There are also some negative effects of plantation crops on the grazing animal. Sheep have been observed to suffer from an abnormally high proportion of cuts (up to 24 percent in one case) when grazing oil palm due to the sharp spines on the petioles of fallen fronds. This effect can be minimized by careful movement of the flock through the plantation or ‘heaping’ of the fronds.

On the positive side, apart from the recycling of nutrients, grazing ruminants are important in weed control in all plantation crops. Early this century, the principal reason for the grazing cattle in estate coconut plantations in the South Pacific was brush control. Currently, in Malaysia, it is estimated that the grazing of sheep in young rubber plantations results in a saving of approximately 30 percent of the costs of chemical weed control.

These savings, together with the reduced chemical hazard of ruminant grazers compared to chemical control, are important factors in the promotion of sheep grazing under plantation crops in Malaysia.

Conclusions

The integration of ruminants into plantation crops is most likely to be successful where both improved management of the crop as well as an additional income is feasible. It is imperative that the introduction of forages and grazing animals into plantations does not substantially interfere with management or reduce the yield of the plantation crop.

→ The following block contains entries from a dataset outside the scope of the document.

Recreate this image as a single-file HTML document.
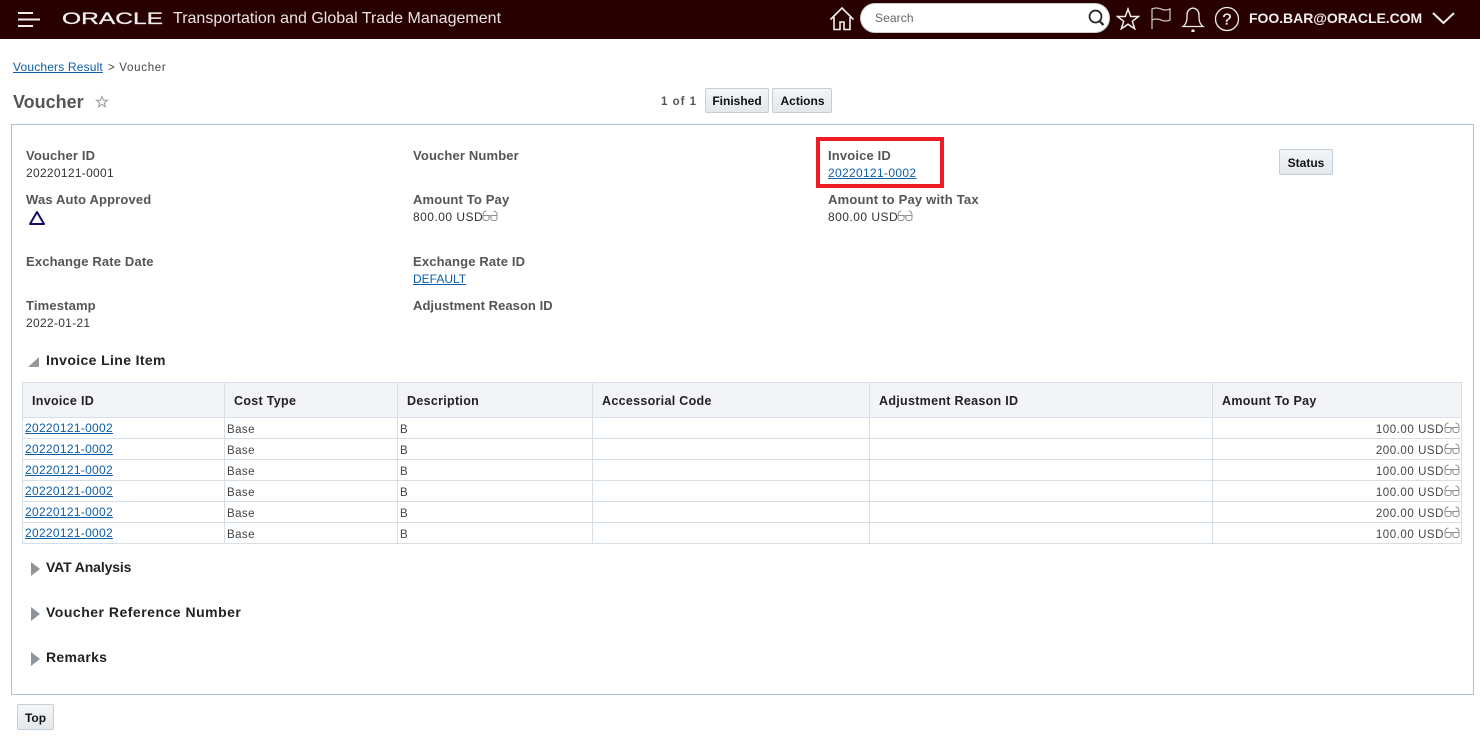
<!DOCTYPE html>
<html><head><meta charset="utf-8"><title>Voucher</title>
<style>
html,body{margin:0;padding:0;background:#fff;width:1480px;height:736px;overflow:hidden}
body{font-family:"Liberation Sans",Arial,sans-serif;position:relative;color:#333}
.a{position:absolute;white-space:nowrap}
.l{font-size:13px;font-weight:bold;color:#555;letter-spacing:.15px;line-height:16px}
.v{font-size:12px;color:#333;line-height:16px;letter-spacing:.3px}
a{color:#0f5ea8;text-decoration:underline}
.btn{position:absolute;box-sizing:border-box;background:linear-gradient(#f3f5f7,#e4e8ea);border:1px solid #c4ced7;border-radius:2px;font-size:12px;font-weight:bold;color:#111;text-align:center;line-height:24px;height:25px}
.h{font-size:14px;font-weight:bold;color:#222;line-height:18px}
table{position:absolute;left:22px;top:382px;width:1440px;border-collapse:collapse;table-layout:fixed}
th,td{border:1px solid #d6dfe6;padding:0;white-space:nowrap;overflow:hidden}
th{height:35px;box-sizing:border-box;background:#f2f4f8;font-size:12.5px;font-weight:bold;color:#222;text-align:left;padding:2px 0 0 9px;letter-spacing:.3px}
td{height:21px;box-sizing:border-box;font-size:11.5px;color:#444;padding:2px 0 0 2px;letter-spacing:.42px;line-height:17px}
td a{font-size:12px;letter-spacing:.3px}
td span{position:relative;top:1px}
td.r{text-align:right;padding-right:1px;padding-left:0}
td.r span{letter-spacing:.55px}
svg.g{width:16px;height:13px;vertical-align:-1px;display:inline-block}
td svg.g{position:relative;top:1px}
</style></head><body>
<svg width="0" height="0" style="position:absolute"><defs><symbol id="gl" viewBox="0 0 16 13"><g fill="none" stroke="#8f8f8f" stroke-width="1"><path d="M1 6.500h6v3a2 2 0 0 1-2 2H3a2 2 0 0 1-2-2zM9 6.500h6v3a2 2 0 0 1-2 2h-2a2 2 0 0 1-2-2zM7 7h2M1 6.500q0-4.500 3.500-4.500M15 6.500q0-4.500-3.500-4.500"/></g></symbol></defs></svg>

<div class="a" style="left:0;top:0;width:1480px;height:39px;background:#280000"></div>
<svg class="a" style="left:17px;top:11px" width="24" height="16"><path d="M1 2h15M1 8.500h22M1 15h15" stroke="#f2eeee" stroke-width="2"/></svg>
<svg class="a" style="left:60px;top:8px" width="108" height="22"><text x="2" y="16" font-family="Liberation Sans" font-size="17" fill="#f0eeee" stroke="#f0eeee" stroke-width=".3" textLength="101" lengthAdjust="spacingAndGlyphs">ORACLE</text></svg>
<div class="a" style="left:173px;top:9px;font-size:16px;line-height:19px;color:#e9e4e4;letter-spacing:.01px">Transportation and Global Trade Management</div>

<svg class="a" style="left:829px;top:6px" width="26" height="25" fill="none" stroke="#f4f0f0" stroke-width="1.600"><path d="M1.500 13.500L13 2l11.500 11.500M5 11v12.500h6V16h4v7.500h6V11"/></svg>
<div class="a" style="left:860px;top:3px;width:250px;height:30px;box-sizing:border-box;background:#fff;border-radius:15px;border:1px solid #ccc"></div>
<div class="a" style="left:875px;top:11px;font-size:12px;line-height:15px;color:#666;letter-spacing:.1px">Search</div>
<svg class="a" style="left:1087px;top:8px" width="20" height="20" fill="none" stroke="#222" stroke-width="1.700"><circle cx="8.500" cy="8.500" r="6"/><path d="M12.500 13l4 4" stroke-width="2.200"/></svg>
<svg class="a" style="left:1116px;top:7px" width="24" height="23" fill="none" stroke="#f4f0f0" stroke-width="1.500"><path d="M12 2l2.700 7.500h7.800l-6.200 4.800 2.400 7.500-6.700-4.600-6.700 4.600 2.400-7.500-6.200-4.800h7.800z"/></svg>
<svg class="a" style="left:1149px;top:6px" width="24" height="24" fill="none" stroke="#c9c2c2" stroke-width="1.300"><path d="M3 23V3q4-2 9 0t9 0v11q-4 2-9 0t-9 0"/></svg>
<svg class="a" style="left:1181px;top:4px" width="24" height="28" fill="none" stroke="#f0eeee" stroke-width="1.300"><path d="M2 22.500q4-3 4-9V11q0-6 6-7 6 1 6 7v2.500q0 6 4 9z"/><circle cx="12" cy="27" r="1" fill="#f0eeee"/></svg>
<svg class="a" style="left:1214px;top:6px" width="26" height="26"><circle cx="13" cy="13" r="11.500" fill="none" stroke="#f0eeee" stroke-width="1.300"/><text x="13" y="18.500" text-anchor="middle" font-family="Liberation Sans" font-size="16" fill="#f0eeee" stroke="#f0eeee" stroke-width=".3">?</text></svg>
<div class="a" style="left:1249px;top:10px;font-size:14px;line-height:17px;font-weight:bold;color:#f2eeee;letter-spacing:-.04px">FOO.BAR@ORACLE.COM</div>
<svg class="a" style="left:1431px;top:11px" width="25" height="15" fill="none" stroke="#f2eeee" stroke-width="2"><path d="M2 2l10.500 10L23 2"/></svg>

<div class="a v" style="left:13px;top:59px;letter-spacing:.17px"><a href="#">Vouchers Result</a></div>
<div class="a" style="left:108px;top:60px;font-size:11.500px;line-height:16px;color:#444;letter-spacing:.7px">&gt; Voucher</div>
<div class="a" style="left:13px;top:92px;font-size:18px;line-height:21px;font-weight:bold;color:#555">Voucher</div>
<svg class="a" style="left:95px;top:95px" width="14" height="14" fill="none" stroke="#999" stroke-width="1"><path d="M7 1.500l1.500 3.800h4l-3.200 2.500 1.200 4-3.500-2.400-3.500 2.400 1.200-4L1.500 5.300h4z"/></svg>

<div class="a" style="left:661px;top:94px;font-size:11.500px;font-weight:bold;line-height:16px;color:#555;letter-spacing:1px">1 of 1</div>
<div class="btn" style="left:705px;top:88px;width:64px">Finished</div>
<div class="btn" style="left:772px;top:88px;width:60px;padding-left:1px">Actions</div>

<div class="a" style="left:11px;top:124px;width:1463px;height:571px;box-sizing:border-box;border:1px solid #a6c3de"></div>

<div class="a l" style="left:26px;top:148px">Voucher ID</div>
<div class="a v" style="left:26px;top:165px">20220121-0001</div>
<div class="a l" style="left:26px;top:192px">Was Auto Approved</div>
<svg class="a" style="left:28px;top:210px" width="18" height="16" fill="none" stroke="#12126e" stroke-width="2" stroke-linejoin="round"><path d="M9 2L2 14h14z"/></svg>
<div class="a l" style="left:26px;top:254px">Exchange Rate Date</div>
<div class="a l" style="left:26px;top:298px">Timestamp</div>
<div class="a v" style="left:26px;top:315px">2022-01-21</div>

<div class="a l" style="left:413px;top:148px">Voucher Number</div>
<div class="a l" style="left:413px;top:192px">Amount To Pay</div>
<div class="a v" style="left:413px;top:209px;letter-spacing:.48px">800.00 USD<svg class="g" style="margin-left:-1px"><use href="#gl"/></svg></div>
<div class="a l" style="left:413px;top:254px">Exchange Rate ID</div>
<div class="a v" style="left:413px;top:271px;letter-spacing:0"><a href="#">DEFAULT</a></div>
<div class="a l" style="left:413px;top:298px;letter-spacing:.05px">Adjustment Reason ID</div>

<div class="a" style="left:816px;top:137px;width:128px;height:51px;box-sizing:border-box;border:4px solid #ee1c25"></div>
<div class="a l" style="left:828px;top:148px">Invoice ID</div>
<div class="a v" style="left:828px;top:165px;letter-spacing:.33px"><a href="#">20220121-0002</a></div>
<div class="a l" style="left:828px;top:192px;letter-spacing:.2px">Amount to Pay with Tax</div>
<div class="a v" style="left:828px;top:209px;letter-spacing:.48px">800.00 USD<svg class="g" style="margin-left:-1px"><use href="#gl"/></svg></div>
<div class="btn" style="left:1279px;top:149px;width:54px;height:26px;line-height:26px">Status</div>

<svg class="a" style="left:28px;top:356px" width="12" height="12"><path d="M11 1v10H0z" fill="#999"/></svg>
<div class="a h" style="left:46px;top:351px;letter-spacing:.37px">Invoice Line Item</div>

<table>
<colgroup><col style="width:202px"><col style="width:173px"><col style="width:195px"><col style="width:277px"><col style="width:343px"><col style="width:249px"></colgroup>
<tr><th>Invoice ID</th><th>Cost Type</th><th>Description</th><th>Accessorial Code</th><th>Adjustment Reason ID</th><th>Amount To Pay</th></tr>
<tr><td><a href="#">20220121-0002</a></td><td><span>Base</span></td><td><span>B</span></td><td></td><td></td><td class="r"><span>100.00 USD</span><svg class="g"><use href="#gl"/></svg></td></tr>
<tr><td><a href="#">20220121-0002</a></td><td><span>Base</span></td><td><span>B</span></td><td></td><td></td><td class="r"><span>200.00 USD</span><svg class="g"><use href="#gl"/></svg></td></tr>
<tr><td><a href="#">20220121-0002</a></td><td><span>Base</span></td><td><span>B</span></td><td></td><td></td><td class="r"><span>100.00 USD</span><svg class="g"><use href="#gl"/></svg></td></tr>
<tr><td><a href="#">20220121-0002</a></td><td><span>Base</span></td><td><span>B</span></td><td></td><td></td><td class="r"><span>100.00 USD</span><svg class="g"><use href="#gl"/></svg></td></tr>
<tr><td><a href="#">20220121-0002</a></td><td><span>Base</span></td><td><span>B</span></td><td></td><td></td><td class="r"><span>200.00 USD</span><svg class="g"><use href="#gl"/></svg></td></tr>
<tr><td><a href="#">20220121-0002</a></td><td><span>Base</span></td><td><span>B</span></td><td></td><td></td><td class="r"><span>100.00 USD</span><svg class="g"><use href="#gl"/></svg></td></tr>
</table>

<svg class="a" style="left:31px;top:562px" width="9" height="14"><path d="M0 0l9 7-9 7z" fill="#8f9499"/></svg>
<div class="a h" style="left:46px;top:558px;letter-spacing:-.13px">VAT Analysis</div>
<svg class="a" style="left:31px;top:607px" width="9" height="14"><path d="M0 0l9 7-9 7z" fill="#8f9499"/></svg>
<div class="a h" style="left:46px;top:603px;letter-spacing:.5px">Voucher Reference Number</div>
<svg class="a" style="left:31px;top:652px" width="9" height="14"><path d="M0 0l9 7-9 7z" fill="#8f9499"/></svg>
<div class="a h" style="left:46px;top:648px;letter-spacing:.3px">Remarks</div>

<div class="btn" style="left:17px;top:704px;width:37px;height:26px;line-height:26px">Top</div>
</body></html>
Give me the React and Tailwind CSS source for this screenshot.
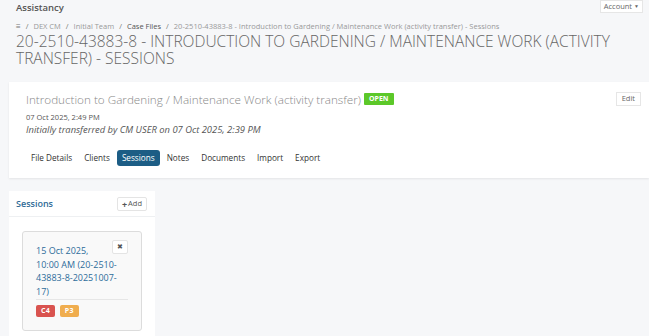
import React from 'react';

const tabs = ['File Details', 'Clients', 'Sessions', 'Notes', 'Documents', 'Import', 'Export'];

const crumbs = ['DEX CM', 'Initial Team', 'Case Files', '20-2510-43883-8 - Introduction to Gardening / Maintenance Work (activity transfer) - Sessions'];

const SessionCard = () => (
    <div className="relative mx-[13px] mt-[14px] rounded-[3px] border border-[#dcdcdc] bg-[#f9f9f9] px-[13px] pt-[12px] pb-[13px]">
        <button className="absolute right-[13px] top-[8px] flex h-[14px] w-[16px] items-center justify-center rounded-[2px] border border-[#e4e4e4] bg-white text-[7px] text-[#555]">✖</button>
        <p className="text-[9px] leading-[13.5px] text-[#2d6c9a]">
            15 Oct 2025,<br />10:00 AM (20-2510-<br />43883-8-20251007-<br />17)
        </p>
        <div className="mt-[1px] flex gap-[5px] border-t border-[#e6e6e6] pt-[5px]">
            <span className="rounded-[2px] bg-[#d9534f] px-[5px] text-[7px] font-bold leading-[12px] tracking-wide text-white">C4</span>
            <span className="rounded-[2px] bg-[#f0ad4e] px-[5px] text-[7px] font-bold leading-[12px] tracking-wide text-white">P3</span>
        </div>
    </div>
);

export default function App() {
    return (
        <div className="h-[336px] w-[649px] overflow-hidden bg-[#f6f7f9] pl-[9px] font-['Open_Sans',sans-serif]">
            <div className="flex items-start justify-between">
                <p className="pl-[7px] pt-[1px] text-[9.5px] font-semibold leading-[14px] text-[#555]">Assistancy</p>
                <button className="mr-[6px] flex h-[13px] items-center gap-[2px] border border-[#e6e6e6] bg-white px-[3px] text-[7.5px] text-[#666]">
                    Account <span className="text-[5px]">▼</span>
                </button>
            </div>

            <div className="mt-[6px] flex items-center pl-[7px] text-[7.5px] leading-[10px] text-[#999]">
                <span className="text-[8px] leading-none text-[#777]">≡</span>
                {crumbs.map((c, i) => (
                    <React.Fragment key={c}>
                        <span className="mx-[5px] text-[#777]">/</span>
                        <span className={i === 2 ? 'text-[#555]' : ''}>{c}</span>
                    </React.Fragment>
                ))}
            </div>

            <h1 className="mt-[2px] pl-[7px] pr-[16px] text-[15.5px] font-light leading-[17px] text-[#666]">
                20-2510-43883-8 - INTRODUCTION TO GARDENING / MAINTENANCE WORK (ACTIVITY TRANSFER) - SESSIONS
            </h1>

            <div className="mt-[15px] bg-white pl-[17px] pr-[8px] pt-[9px] pb-[12px] shadow-[0_1px_2px_rgba(0,0,0,0.08)]">
                <div className="flex items-center justify-between">
                    <div className="flex items-center gap-[3px]">
                        <span className="text-[11.7px] font-light leading-[16px] text-[#888]">Introduction to Gardening / Maintenance Work (activity transfer)</span>
                        <span className="rounded-[1px] bg-[#5cc829] px-[5px] text-[7px] font-bold leading-[12px] text-white">OPEN</span>
                    </div>
                    <button className="flex h-[14px] items-center border border-[#e6e6e6] bg-white px-[5px] text-[7.5px] text-[#666]">Edit</button>
                </div>
                <p className="mt-[5px] text-[7.5px] leading-[11px] text-[#555]">07 Oct 2025, 2:49 PM</p>
                <p className="text-[9.4px] italic leading-[13px] text-[#555]">Initially transferred by CM USER on 07 Oct 2025, 2:39 PM</p>
                <div className="mt-[14px] flex items-center gap-[2px]">
                    {tabs.map(t => (
                        <span
                            key={t}
                            className={`rounded-[3px] px-[5px] text-[8.2px] leading-[16px] ${t === 'Sessions' ? 'bg-[#1c5d85] text-white' : 'text-[#333]'}`}
                        >
                            {t}
                        </span>
                    ))}
                </div>
            </div>

            <div className="mt-[13px] w-[146px] bg-white pb-[10px]">
                <div className="flex items-center justify-between border-b border-[#eef0f2] pl-[7px] pr-[8px] pt-[6px] pb-[5px]">
                    <span className="text-[9px] font-semibold text-[#2f6b96]">Sessions</span>
                    <button className="flex h-[14px] items-center gap-[1px] rounded-[2px] border border-[#e4e4e4] bg-white px-[4px] text-[7.5px] text-[#555]">
                        <span className="text-[9px] font-bold leading-none">+</span>Add
                    </button>
                </div>
                <SessionCard />
            </div>
        </div>
    );
}
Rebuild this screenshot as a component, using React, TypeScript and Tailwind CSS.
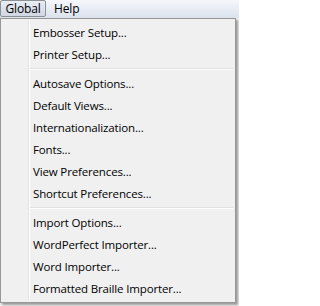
import React from "react";

const groups: string[][] = [
  ["Embosser Setup...", "Printer Setup..."],
  [
    "Autosave Options...",
    "Default Views...",
    "Internationalization...",
    "Fonts...",
    "View Preferences...",
    "Shortcut Preferences...",
  ],
  ["Import Options...", "WordPerfect Importer...", "Word Importer...", "Formatted Braille Importer..."],
];

export default function App() {
  return (
    <div
      className="w-[239px] h-[306px] bg-[#f0f0f0] overflow-hidden text-[11.5px] tracking-[-0.15px] text-black"
      style={{ fontFamily: '"Open Sans", "Noto Sans", sans-serif' }}
    >
      <div className="h-[18px] flex items-stretch bg-gradient-to-b from-[#f5f7fb] to-[#dbe2ed]">
        <div className="w-[46px] h-[17px] flex items-center justify-center rounded-[2px] border border-[#8c8f94] bg-gradient-to-b from-[#e9edf4] to-[#cfd7e3] leading-none text-[12px]">
          Global
        </div>
        <div className="pl-[8px] flex items-center leading-none h-[17px] text-[12px]">Help</div>
      </div>
      <div className="flex">
        <div className="w-[236px] h-[285px] border border-[#979797] bg-[#f0f0f0] flex flex-col p-[2px] shadow-[2px_2px_2px_rgba(0,0,0,0.35)]">
          <div className="flex-1 flex">
            <div className="w-[26px] shrink-0 border-r border-r-[#e2e3e3] bg-[#f0f0f0]" />
            <div className="flex-1 border-l border-l-white flex flex-col">
              {groups.map((g, gi) => (
                <div key={gi} className="flex flex-col">
                  {gi > 0 && (
                    <div className="h-[7px] flex flex-col justify-center">
                      <div className="h-px bg-[#e0e0e0]" />
                      <div className="h-px bg-white" />
                    </div>
                  )}
                  {g.map((t) => (
                    <div key={t} className="h-[22px] flex items-center pl-[3px] leading-none pt-[1px]">
                      {t}
                    </div>
                  ))}
                </div>
              ))}
            </div>
          </div>
        </div>
      </div>
    </div>
  );
}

There are a number of factors which appear to influence the level of competition. Legumes are less competitive than grasses; there is variation among the species of grasses in their competitiveness; application of fertilizers reduces competition: and grazing promotes the recycling of nutrients so that yield of the plantation crop may even be improved. Ruminants will graze foliage and fruit in very young plantations and must be excluded at this stage.

Bark damage may occur in older dicotyledonous plantations. Goats are well-known to cause this problem but cattle may also damage the trunks of trees. Soil compaction and root damage have been noted by some authors.

There is scope for greater integration of ruminants into plantation crops because of the inherent complimentary effects of the two enterprises.